The movement was, properly speaking, the political expression of the spirit which was rendered permanent in Irish evolution by the establishment of the Gaelic League, and its distinguishing characteristic is in the permanence of its principles and of its policy. Its principles and its policy are applicable at any stage of the struggle for Irish freedom and under any conditions, and cannot be overwhelmed. They are based upon ideas rather than on rhetoric, and they appeal to the intellect rather than the passions. They emphasize the distinctive nationality of Ireland, not so much by talking about it as by producing and strengthening the evidences of that distinctive nationality: and in the brain of Mr. Griffith they evolved a comprehensive and unconquerable national policy, a policy to which all who believe in Ireland a Nation can subscribe without compromising either extreme or moderate degrees of that belief, a policy which, applied by a subject nation, gives the occupying nation three alternatives, viz.: (1) extermination; (2) a permanent army of occupation and the permanent suspension of all pretence at constitutional government; (3) evacuation.
From the beginning the movement was crippled for want of money. Its members, with the exception of Mr. Edward Martyn and Mr. John Sweetman, were all young men and women, earning low wages, whose shillings and sixpences, cheerfully given, only sufficed to keep the paper going, to defray office expenses, and to finance the solitary organiser the Organisation boasted in its best days. Had it had the money in 1907 or 1908, its two best years, to take the best of its young men and let them loose upon Ireland at the work which was nearest their hearts, even Mr. Redmond’s balance of power would not have deferred his eclipse. But its executive knew, and every member knew, that that day was only deferred, and that the Policy of Self-Reliance would hold the field some day.
CHAPTER VII
THE IRISH VOLUNTEERS.—“DEFENCE, NOT DEFIANCE”
The English people, either collectively or individually, do not want to give Ireland freedom. Some of them are willing to concede the name of freedom whilst reserving its machinery, but they are few. Most of them do not understand the Irish question, which is an international one, as being a dispute between two Sovereign Nations, and not an Imperial or Domestic one, and none of them want to understand it.
Similarly with English political parties. Neither the Liberal Party nor the Tory Party desires to give Ireland freedom, and if they have coquetted with various schemes for extending local government, they have only done so because it was necessary, owing to the Irish vote in the English constituencies or in Parliament, to their retention in office, or because the situation in Ireland necessitated some kind of sop to the sentiment there, and they have taken good care that these coquettings came to nothing. In Mr. Gladstone’s case he could coquet with Home Rule with a perfectly easy mind, because he knew that no Home Rule Bill introduced by a Liberal Government would ever pass the House of Lords. So that he had not to take any special measures to ensure that the Bill did not pass; all he had to do was to let events take their normal course, and blame the House of Lords. How a man like Parnell could have believed that a Liberal Government, even if it wanted to pass a Home Rule Bill, could do so has always astonished me.

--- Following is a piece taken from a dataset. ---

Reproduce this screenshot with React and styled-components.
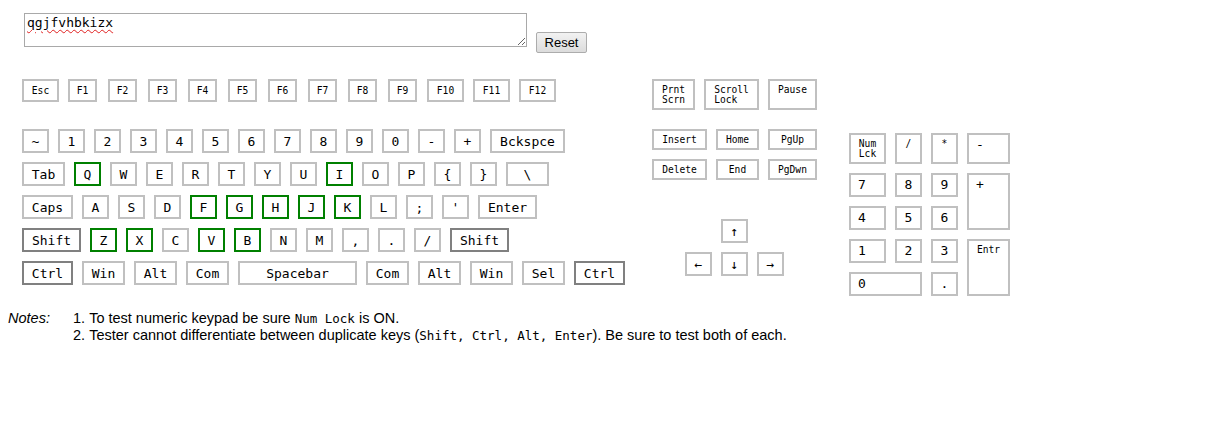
import React from 'react';
import styled, { createGlobalStyle } from 'styled-components';

const GlobalStyle = createGlobalStyle`
  body {
    margin: 0;
    background: #fff;
    font-family: "Liberation Sans", Arial, sans-serif;
  }
`;

const Page = styled.div`
  padding: 13px 0 0 0;
`;

const TopRow = styled.div`
  display: flex;
  align-items: flex-start;
  padding-left: 24px;
`;

const TypeBox = styled.textarea`
  box-sizing: border-box;
  width: 503px;
  height: 34px;
  border: 1px solid #a9a9a9;
  padding: 1px 2px;
  font-family: "DejaVu Sans Mono", monospace;
  font-size: 13px;
  line-height: 15px;
  color: #000;
  text-decoration: underline wavy #e02020;
  text-decoration-thickness: 1px;
  text-underline-offset: 2px;
  outline: none;
`;

const ResetButton = styled.button`
  box-sizing: border-box;
  margin: 19px 0 0 9px;
  width: 51px;
  height: 21px;
  padding: 0;
  border: 1px solid #acacac;
  border-radius: 2px;
  background: linear-gradient(#f2f2f2, #dcdcdc);
  font-family: "Liberation Sans", Arial, sans-serif;
  font-size: 13px;
  color: #000;
`;

const Board = styled.div`
  display: flex;
  align-items: flex-start;
  margin-top: 26px;
  padding-left: 22px;
`;

const MainBlock = styled.div`
  display: flex;
  flex-direction: column;
`;

const FRow = styled.div`
  display: flex;
  margin-bottom: 27px;
`;

const KeyRows = styled.div`
  display: flex;
  flex-direction: column;
  gap: 9px;
`;

const KeyRow = styled.div`
  display: flex;
  gap: 9px;
`;

const borderFor = (state) => {
  if (state === 'hit') return '#008000';
  if (state === 'dup') return '#808080';
  return '#c0c0c0';
};

const Key = styled.div`
  box-sizing: border-box;
  flex: none;
  width: ${(p) => p.$w || 27}px;
  height: ${(p) => p.$h || 24}px;
  margin-left: ${(p) => p.$ml || 0}px;
  border: 2px solid ${(p) => borderFor(p.$state)};
  display: flex;
  align-items: center;
  justify-content: center;
  font-family: "DejaVu Sans Mono", monospace;
  font-size: ${(p) => p.$fs || 13}px;
  color: #000;
  white-space: pre;
`;

const NavBlock = styled.div`
  display: flex;
  flex-direction: column;
  margin-left: 27px;
`;

const NavRow = styled.div`
  display: flex;
  gap: 9px;
  margin-top: ${(p) => p.$mt || 0}px;
  justify-content: ${(p) => (p.$center ? 'center' : 'flex-start')};
`;

const NavKey = styled.div`
  box-sizing: border-box;
  width: ${(p) => p.$w}px;
  height: ${(p) => p.$h || 21}px;
  border: 2px solid #c0c0c0;
  display: flex;
  align-items: ${(p) => (p.$top ? 'flex-start' : 'center')};
  justify-content: center;
  padding-top: ${(p) => (p.$top ? 4 : 0)}px;
  font-family: "DejaVu Sans Mono", monospace;
  font-size: 9.6px;
  line-height: 10px;
  color: #000;
  white-space: pre;
`;

const Stack = styled.span`
  display: flex;
  flex-direction: column;
  align-items: ${(p) => (p.$center ? 'center' : 'flex-start')};
`;

const ArrowKey = styled.div`
  box-sizing: border-box;
  width: 27px;
  height: 24px;
  border: 2px solid #c0c0c0;
  display: flex;
  align-items: center;
  justify-content: center;
  font-family: "DejaVu Sans Mono", monospace;
  font-size: 13px;
  color: #000;
`;

const NumPad = styled.div`
  display: grid;
  grid-template-columns: 37px 27px 27px 43px;
  grid-template-rows: 31px 24px 24px 24px 24px;
  gap: 9px;
  margin: 54px 0 0 32px;
`;

const PadKey = styled.div`
  box-sizing: border-box;
  grid-column: ${(p) => p.$col || 'auto'};
  grid-row: ${(p) => p.$row || 'auto'};
  border: 2px solid #c0c0c0;
  display: flex;
  align-items: flex-start;
  justify-content: ${(p) => (p.$left ? 'flex-start' : 'center')};
  padding: ${(p) => (p.$small ? '4px 0 0' : '2px 0 0')};
  padding-left: ${(p) => (p.$left ? 7 : 0)}px;
  font-family: "DejaVu Sans Mono", monospace;
  font-size: ${(p) => (p.$small ? 9.6 : 13)}px;
  line-height: ${(p) => (p.$small ? '10px' : '16px')};
  color: #000;
  white-space: pre;
`;

const Notes = styled.div`
  display: flex;
  margin-top: 14px;
  padding-left: 8px;
  font-size: 14.5px;
  line-height: 16px;
  color: #000;
`;

const NotesLabel = styled.div`
  width: 65px;
  font-style: italic;
`;

const NoteList = styled.ol`
  margin: 0;
  padding: 0;
  list-style-position: inside;
`;

const Code = styled.code`
  font-family: "DejaVu Sans Mono", monospace;
  font-size: 12.5px;
`;

const pressed = new Set(['Q', 'I', 'F', 'G', 'H', 'J', 'K', 'Z', 'X', 'V', 'B']);

const fKeys = [
  { label: 'Esc', w: 37 },
  { label: 'F1', w: 29, ml: 9 },
  { label: 'F2', w: 29, ml: 11 },
  { label: 'F3', w: 29, ml: 11 },
  { label: 'F4', w: 29, ml: 11 },
  { label: 'F5', w: 29, ml: 11 },
  { label: 'F6', w: 29, ml: 11 },
  { label: 'F7', w: 29, ml: 11 },
  { label: 'F8', w: 29, ml: 11 },
  { label: 'F9', w: 29, ml: 11 },
  { label: 'F10', w: 37, ml: 10 },
  { label: 'F11', w: 37, ml: 9 },
  { label: 'F12', w: 37, ml: 9 },
];

const chars = (s) => s.split('').map((c) => ({ label: c }));

const rows = [
  [...chars('~1234567890-+'), { label: 'Bckspce', w: 75 }],
  [{ label: 'Tab', w: 43 }, ...chars('QWERTYUIOP{}'), { label: '\\', w: 43 }],
  [{ label: 'Caps', w: 51 }, ...chars("ASDFGHJKL;'"), { label: 'Enter', w: 59 }],
  [{ label: 'Shift', w: 59, state: 'dup' }, ...chars('ZXCVBNM,./'), { label: 'Shift', w: 59, state: 'dup' }],
  [
    { label: 'Ctrl', w: 51, state: 'dup' },
    { label: 'Win', w: 43 },
    { label: 'Alt', w: 43 },
    { label: 'Com', w: 43 },
    { label: 'Spacebar', w: 119 },
    { label: 'Com', w: 43 },
    { label: 'Alt', w: 43 },
    { label: 'Win', w: 43 },
    { label: 'Sel', w: 43 },
    { label: 'Ctrl', w: 51, state: 'dup' },
  ],
];

function App() {
  return (
    <Page>
      <GlobalStyle />
      <TopRow>
        <TypeBox defaultValue="qgjfvhbkizx" spellCheck={false} />
        <ResetButton type="button">Reset</ResetButton>
      </TopRow>

      <Board>
        <MainBlock>
          <FRow>
            {fKeys.map((k) => (
              <Key key={k.label} $w={k.w} $h={23} $ml={k.ml} $fs={9.6}>{k.label}</Key>
            ))}
          </FRow>
          <KeyRows>
            {rows.map((row, i) => (
              <KeyRow key={i}>
                {row.map((k, j) => (
                  <Key
                    key={j}
                    $w={k.w}
                    $state={k.state || (pressed.has(k.label) ? 'hit' : '')}
                  >
                    {k.label}
                  </Key>
                ))}
              </KeyRow>
            ))}
          </KeyRows>
        </MainBlock>

        <NavBlock>
          <NavRow>
            <NavKey $w={43} $h={31} $top><Stack><span>Prnt</span><span>Scrn</span></Stack></NavKey>
            <NavKey $w={55} $h={31} $top><Stack><span>Scroll</span><span>Lock</span></Stack></NavKey>
            <NavKey $w={49} $h={31} $top>Pause</NavKey>
          </NavRow>
          <NavRow $mt={19}>
            <NavKey $w={55}>Insert</NavKey>
            <NavKey $w={43}>Home</NavKey>
            <NavKey $w={49}>PgUp</NavKey>
          </NavRow>
          <NavRow $mt={9}>
            <NavKey $w={55}>Delete</NavKey>
            <NavKey $w={43}>End</NavKey>
            <NavKey $w={49}>PgDwn</NavKey>
          </NavRow>
          <NavRow $mt={39} $center>
            <ArrowKey>↑</ArrowKey>
          </NavRow>
          <NavRow $mt={9} $center>
            <ArrowKey>←</ArrowKey>
            <ArrowKey>↓</ArrowKey>
            <ArrowKey>→</ArrowKey>
          </NavRow>
        </NavBlock>

        <NumPad>
          <PadKey $small><Stack $center><span>Num</span><span>Lck</span></Stack></PadKey>
          <PadKey $small>/</PadKey>
          <PadKey $small>*</PadKey>
          <PadKey $left>-</PadKey>
          <PadKey $left>7</PadKey>
          <PadKey>8</PadKey>
          <PadKey>9</PadKey>
          <PadKey $left $row="span 2">+</PadKey>
          <PadKey $left>4</PadKey>
          <PadKey>5</PadKey>
          <PadKey>6</PadKey>
          <PadKey $left>1</PadKey>
          <PadKey>2</PadKey>
          <PadKey>3</PadKey>
          <PadKey $small $row="span 2">Entr</PadKey>
          <PadKey $left $col="span 2">0</PadKey>
          <PadKey>.</PadKey>
        </NumPad>
      </Board>

      <Notes>
        <NotesLabel>Notes:</NotesLabel>
        <NoteList>
          <li>To test numeric keypad be sure <Code>Num Lock</Code> is ON.</li>
          <li>
            Tester cannot differentiate between duplicate keys (<Code>Shift, Ctrl, Alt, Enter</Code>).
            Be sure to test both of each.
          </li>
        </NoteList>
      </Notes>
    </Page>
  );
}

export default App;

When Mr. Asquith, in order to ensure the passing of advanced Radical legislation, upon the passing of which the continued existence of his Party depended, weakened the House of Lords, the situation changed, and it became necessary to seek some new method of insuring that the Bill should not pass into law, at any rate in any form which would be of the least benefit to Ireland. And that method was provided, possibly at the instance of both parties in England acting together for the benefit of England, and certainly with the full connivance of the Liberal Government, by Sir Edward Carson and his friends in the organisation of the Ulster Volunteers. Mr. Redmond was assured, while the Volunteers were being formed, that the Government would not permit any threats to influence them with regard to the Bill, and then at the last moment they took refuge behind the Ulster Volunteers and regretted that they could give Ireland Home Rule only by Partition. And Partition it would have been were it not for the Irish Volunteers.